Here again, man is intrinsically obligated to "be good," so to speak. This is woven into the very fabric of our being, as is truth. With the exception of sociopaths, everyone wants to be good; and even sociopaths convince themselves they are doing good as they understand it.

What do we call people who will the bad and call it good? I can't think of a particular word, but they are certainly moral idiots. Take the Islamists, who are motivated by a strict conception of the good. Or, closer to home, take our liberal fascists, who are motivated by their own perverse ideas of "social justice."

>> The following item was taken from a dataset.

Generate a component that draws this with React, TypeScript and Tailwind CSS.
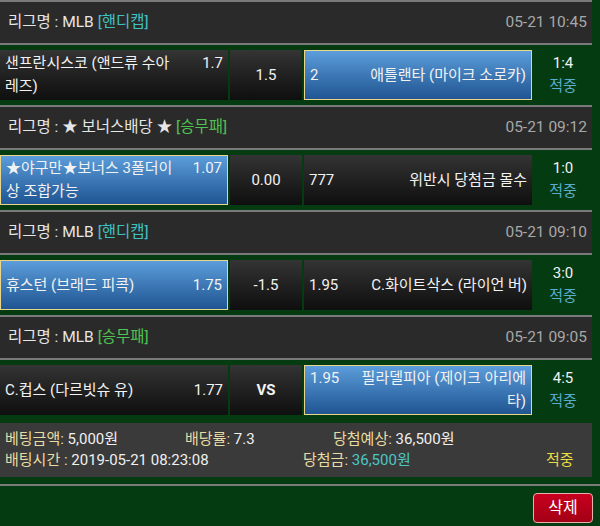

But this again goes to the priority of truth, for "social justice," as Hayek pointed out 75 years ago, isn't just a meaningless phrase, but often a malevolent phrase that means the opposite of what it pretends to mean, AKA injustice. The Aphorist said it well: 'Social justice' is the term used to claim anything to which we do not have a right; and the adjective that serves as a pretext for all swindles.

So, left wing justice is a theft and it is a swindle. Other than that, it's the highest and most progressive form of justice there could ever be!

As to the academic left, it has become notorious for disseminating knowledge with no truth, thus uprooting the intellect's very reason for being. "When all is said and done," writes Schuon, "reason becomes an infirmity" for such ignoramuses who pretend to knowledge.

Oh, and speaking of social justice, in the same book, Schuon has a few choice Remarks on Charity. These also go to the left's prior denial of human nature:

"One has to beware of turning the beneficiary of charity into an insolent protester, incapable of appreciating another's generosity; the man who does not know how to say 'thank you' whole-heartedly, and without concerning himself with the psychology of his benefactor, is a monster."

When is the last time one of these monsters thanked us for our civilization, for our system of government, and for disproportionately funding their dysfunctional schemes? Instead, we are relentlessly accused of being "privileged," when truly, they are privileged to live in our world.